||I had a lot of trouble coming up with a
"catch" line, above, for this book. What is written on the back cover
doesn't describe the book, and in fact, if is completely wrong in a lot
of what it says. However, I can't blame the writer of that blurb,
because I still can't figure out what the book was about.
The description on the back cover begins
with events that take place more than halfway through the book
-because absolutely nothing happens in the first half!
The main character, an evil man named
Irasmus, decides to take control of the people in a fair land. He
learned wizardry in The Place of Learning, and when the Good Guys there
find out what he plans, they do a lot of talking about how they can't do
anything to stop him. Huh? Yeah, that's what I said, too.
There is a lot of talk about the past,
about how the Wind was used as a weapon against evil that was ravaging
the land, but that it didn't care if innocents were in the way of the
evil it was wiping out, so a lot of good people died in that war. So a
Covenant was brought into being, restricting them all, even the Wind.
That doesn't explain why they couldn't use their magic to defeat the
man. They are not forbidden to use their magic, as they use it to do
many things, including spying on Irasmus.
For his part, Irasmus seems to be
dealing with the devil. Parts of this book felt like the Forgotten
Realms, as demons were summoned so easily. He uses them to dispatch the
people in the fair land, who have the potential for talent, but refuse
to learn magic. There were a couple of people who did Dream, however,
and they received warnings, not that anybody did anything about it.
When Irasmus came, why didn't the
people of Firthdun flee into the Forest? The Forest already discussed
among its own kind that it would accept refugees, yet nobody tried until
Irasmus put up some barriers against such escapees.
It seemed that the powers for good
would wait too long to weave their magic, for they did more nothing as
the book went along. If they had confronted Irasmus before he took the
people of Styrmyr, they would have saved the people there a dozen years
of slavery and death. As they waited and waited, I felt that Irasmus
would grow too powerful for them to defeat.
Instead, it turned out that Irasmus was
an idiot. After using his magic to force a young man to rape a distant
cousin (even that wasn't clear upon first glance), he decides to wait
until the baby is born, taking him as an apprentice. He spends thirteen
years, then, doing nothing! Are we supposed to believe that he raised
the child on his own? Ha! Fogar was taught lessons as he grew, but he
refused to bend to the dark, somehow keeping his will secret from his
master. I don't believe that, either. In all that time, I also want to
know how the people of the land survived, since there was nothing left
to grow after
the first summer, let alone the following winter. But somehow they kept
having babies and those children also grew up, without any sustenance to
This book was very difficult to read,
mainly because of the author's style. It seemed as if she was trying to
write in an ancient style, but it came across too complicated. Worse,
there were way too many people, lands, and demons with names like "she
who had come", and "he who should not be named", and so on. Yuck.

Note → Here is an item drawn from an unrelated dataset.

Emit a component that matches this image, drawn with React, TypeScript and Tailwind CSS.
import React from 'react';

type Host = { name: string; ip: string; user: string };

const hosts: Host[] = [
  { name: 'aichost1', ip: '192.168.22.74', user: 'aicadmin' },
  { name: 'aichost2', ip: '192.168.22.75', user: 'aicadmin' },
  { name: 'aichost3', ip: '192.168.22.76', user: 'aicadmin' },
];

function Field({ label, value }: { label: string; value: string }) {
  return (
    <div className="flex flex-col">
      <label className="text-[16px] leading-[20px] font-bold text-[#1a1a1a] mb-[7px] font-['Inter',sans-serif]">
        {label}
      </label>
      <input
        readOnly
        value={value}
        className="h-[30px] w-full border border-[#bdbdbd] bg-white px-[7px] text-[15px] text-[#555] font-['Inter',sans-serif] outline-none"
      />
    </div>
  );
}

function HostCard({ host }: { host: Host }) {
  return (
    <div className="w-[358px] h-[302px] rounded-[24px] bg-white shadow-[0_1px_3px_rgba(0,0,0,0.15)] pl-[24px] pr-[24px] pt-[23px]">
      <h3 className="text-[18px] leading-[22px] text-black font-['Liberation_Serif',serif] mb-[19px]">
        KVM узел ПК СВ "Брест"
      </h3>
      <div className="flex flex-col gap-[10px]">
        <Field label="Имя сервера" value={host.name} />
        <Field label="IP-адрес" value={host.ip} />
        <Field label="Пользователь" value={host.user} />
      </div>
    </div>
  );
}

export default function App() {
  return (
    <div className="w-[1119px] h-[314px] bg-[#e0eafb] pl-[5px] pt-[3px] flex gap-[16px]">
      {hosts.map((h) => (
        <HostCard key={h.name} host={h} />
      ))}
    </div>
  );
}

The characters throughout were
one-dimensional, or less. I never saw any motivation for Irasmus to make
deals with the Dark, and we are never told why he turned out this way,
really. None of the characters have any motivation, except what the
story dictates to them. Nobody has a will of their own. Irasmus has
everybody perform mindlessly, especially in his two attempts at breeding
experiments. It is even implied that Irasmus might be manipulated by
some other, but that thread is left hanging, even after the curious
attack on the Forest by his demons, something that he suspects was
authorized by another Being.
The second half of the book was
marginally better in terms of storytelling, but there was still no
point. I actually liked seeing Irasmus' plans backfire on him, like the
spiral of stones (sabotaged by Fogar), and his chat with the gargoyle
creature. I also enjoyed Fogar's thoughts; they were the most
interesting part of the book, by far. His cousin Cerlyn also started
being interesting, but never really went anywhere. I suppose Fogar and
Cerlyn will be married when they are old enough.
The climax of the book, for what it is,
bored me as much as the rest. Fogar has a twin sister, whom Irasmus knew
nothing about. Growing up among the Forest people, Falice is as naive as
they come. Yet the Wind teaches her everything about everything in a
matter of months, so that she can ... well, she doesn't really do
anything. She leads a group of Forest beasts to confront Irasmus, yet
they don't do anything. Fogar and Cerlyn defeat the monster that Irasmus
summons, as easily as the monster defeated Irasmus, and tossed him
Then Falice gets swept off by the Wind,
and becomes part of a higher being. Uh-huh. The villagers return to
normal, and the Good Guys from The Place of Learning say that the world
will never be the same. Why? Were other things happening that we weren't
told about? Maybe they were more interesting.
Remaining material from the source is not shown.